I also thought of my own daughter Jillian’s 45-foot fall in a climbing accident that could have taken her life –– but miraculously didn’t. I knew how UNBELIEVABLY FORTUNATE my wife and I were that Jill somehow survived her death-defying fall. I knew the button I wore could have very easily had Jillian’s face and name on it rather than Austin’s.

Soberingly, I realized by the grace of God I could have been an attendee at the conference – not a speaker for it.

In honor of Austin and all the kids who had passed, I sent Jill a heartfelt text expressing how fortunate I was to still have her in my life and reminded her how much I loved her – knowing that the 900 parents around me could never again send that text.

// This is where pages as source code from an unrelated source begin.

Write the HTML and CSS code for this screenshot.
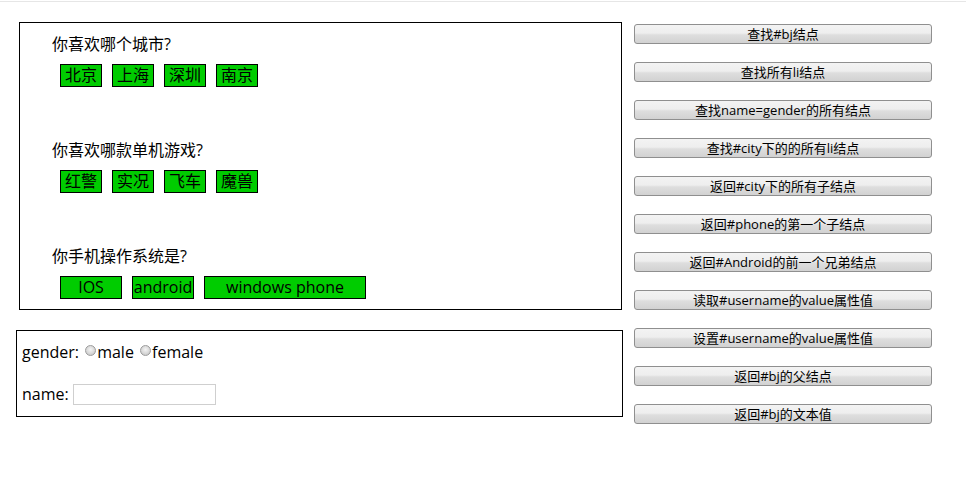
FILE: index.html
```html
<!DOCTYPE html>
<html lang="zh-CN">
<head>
<meta charset="utf-8">
<title>DOM 练习</title>
<link rel="stylesheet" href="styles.css">
</head>
<body>
<div class="topline"></div>
<div class="page">
  <div class="left">
    <div class="total">
      <div class="section">
        <p class="question">你喜欢哪个城市?</p>
        <ul class="items" id="city">
          <li id="bj">北京</li>
          <li>上海</li>
          <li>深圳</li>
          <li>南京</li>
        </ul>
      </div>
      <div class="section">
        <p class="question">你喜欢哪款单机游戏?</p>
        <ul class="items" id="game">
          <li>红警</li>
          <li>实况</li>
          <li>飞车</li>
          <li>魔兽</li>
        </ul>
      </div>
      <div class="section">
        <p class="question">你手机操作系统是?</p>
        <ul class="items" id="phone">
          <li class="w60">IOS</li>
          <li class="w60" id="android">android</li>
          <li class="w160">windows phone</li>
        </ul>
      </div>
    </div>
    <div class="form-box">
      <div class="form-line">gender: <input class="radio" type="radio" name="gender" value="male">male <input class="radio" type="radio" name="gender" value="female">female</div>
      <div class="form-line name-line">name:&nbsp;<input class="text" type="text" name="name" id="username"></div>
    </div>
  </div>
  <div class="buttons">
    <button class="btn">查找#bj结点</button>
    <button class="btn">查找所有li结点</button>
    <button class="btn">查找name=gender的所有结点</button>
    <button class="btn">查找#city下的的所有li结点</button>
    <button class="btn">返回#city下的所有子结点</button>
    <button class="btn">返回#phone的第一个子结点</button>
    <button class="btn">返回#Android的前一个兄弟结点</button>
    <button class="btn">读取#username的value属性值</button>
    <button class="btn">设置#username的value属性值</button>
    <button class="btn">返回#bj的父结点</button>
    <button class="btn">返回#bj的文本值</button>
  </div>
</div>
</body>
</html>
```
FILE: styles.css
```css
html, body {
  margin: 0;
  padding: 0;
  background: #ffffff;
}

body {
  font-family: "Open Sans", "Noto Sans CJK SC", sans-serif;
  font-size: 16px;
  color: #000;
}

.topline {
  height: 1px;
  margin-top: 1px;
  background: #e6e6e6;
}

.page {
  display: flex;
  align-items: flex-start;
  padding: 20px 0 0 16px;
  gap: 11px;
}

.left {
  width: 607px;
  display: flex;
  flex-direction: column;
  gap: 20px;
}

.total {
  box-sizing: border-box;
  width: 603px;
  margin-left: 3px;
  border: 1px solid #000;
  padding: 11px 0 10px 32px;
  display: flex;
  flex-direction: column;
  gap: 53px;
}

.section {
  display: flex;
  flex-direction: column;
  gap: 9px;
}

.question {
  margin: 0;
  line-height: 21px;
  height: 21px;
}

.items {
  list-style: none;
  margin: 0;
  padding: 0 0 0 8px;
  display: flex;
  gap: 10px;
}

.items li {
  border: 1px solid #000;
  background: #00cc00;
  padding: 0 4px;
  line-height: 21px;
  height: 21px;
  text-align: center;
  white-space: nowrap;
}

.items li.w60 {
  width: 60px;
  padding: 0;
}

.items li.w160 {
  width: 160px;
  padding: 0;
}

.form-box {
  box-sizing: border-box;
  width: 607px;
  height: 87px;
  border: 1px solid #000;
  padding: 11px 5px 10px 5px;
  display: flex;
  flex-direction: column;
  gap: 21px;
}

.form-line {
  line-height: 21px;
  height: 21px;
  white-space: nowrap;
}

.name-line {
  display: flex;
  align-items: center;
}

.radio {
  -webkit-appearance: none;
  appearance: none;
  box-sizing: border-box;
  width: 11px;
  height: 11px;
  margin: 0 1px 0 2px;
  border: 1px solid #9c9c9c;
  border-radius: 50%;
  background: radial-gradient(circle at 50% 40%, #f4f4f4 0%, #d8d8d8 55%, #bdbdbd 100%);
  vertical-align: 2px;
}

.text {
  box-sizing: border-box;
  width: 143px;
  height: 21px;
  margin: 0;
  border: 1px solid #cfcfcf;
  padding: 0 2px;
  font: inherit;
  font-size: 13px;
  background: #fff;
}

.buttons {
  margin-top: 2px;
  width: 298px;
  display: flex;
  flex-direction: column;
  gap: 18px;
}

.btn {
  box-sizing: border-box;
  width: 298px;
  height: 20px;
  margin: 0;
  padding: 0;
  border: 1px solid #8f8f8f;
  border-radius: 3px;
  background: linear-gradient(#f3f3f3 0%, #eeeeee 45%, #dedede 55%, #d2d2d2 100%);
  font-family: "Open Sans", "Noto Sans CJK SC", sans-serif;
  font-size: 13px;
  line-height: 18px;
  color: #000;
  text-align: center;
  white-space: nowrap;
}
```
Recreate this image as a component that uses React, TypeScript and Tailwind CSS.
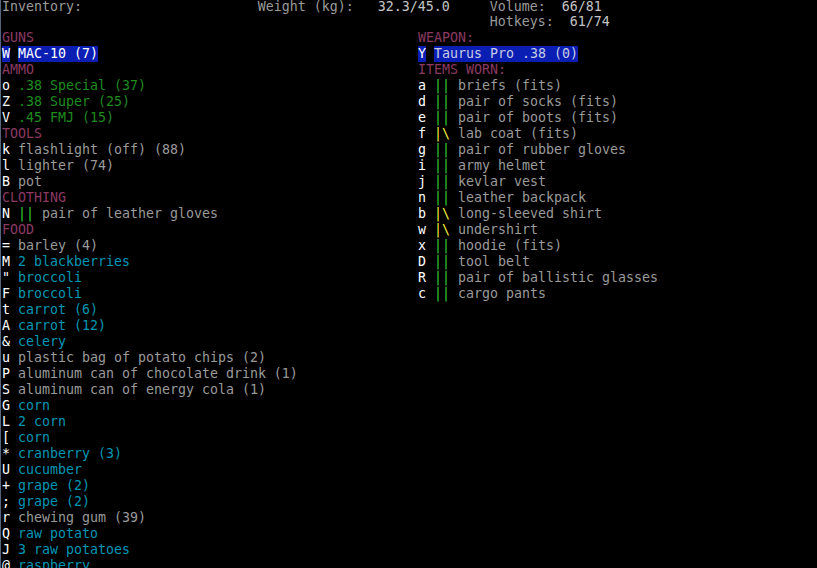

At the book signing, several people asked me about my button and I excitedly told them about Austin. I was sure to mention that I was not Austin’s dad but I did have the sacred opportunity of representing Austin, Nan and Jeff, and their family at the conference.

The final day of the conference, which was also the day of my presentation, I put the lanyard with Austin’s button on it over my head one last time. I looked at Austin’s picture and drew inspiration from him. I realized that while Austin can’t physically shine his beautiful light anymore here on Earth, I knew he could shine his light through me during the talk. I smiled back at him and said, “Let’s go do this, Austin.” And Austin and I went out and delivered a light-filled presentation to provide inspiration, hope, and healing to so many hurting parents.

Having the sacred opportunity to represent Austin and shine his light into the attendees of the conference was undoubtedly the most humbling and sacred part of the weekend for me. While fortunately I don’t know the depth of despair of losing a child, I do know that we can continue to shine our deceased loved one’s light into the world by truly living and loving in a way that honors them – as I tried my very best to do with Austin.

Thank you Austin, Nan, Jeff, Kevin, and Baylee for this sacred and special honor and privilege! We’ll all continue shining Austin’s bright light in our lives and into the lives of others… because like his spirit and his kindness, it will never fade.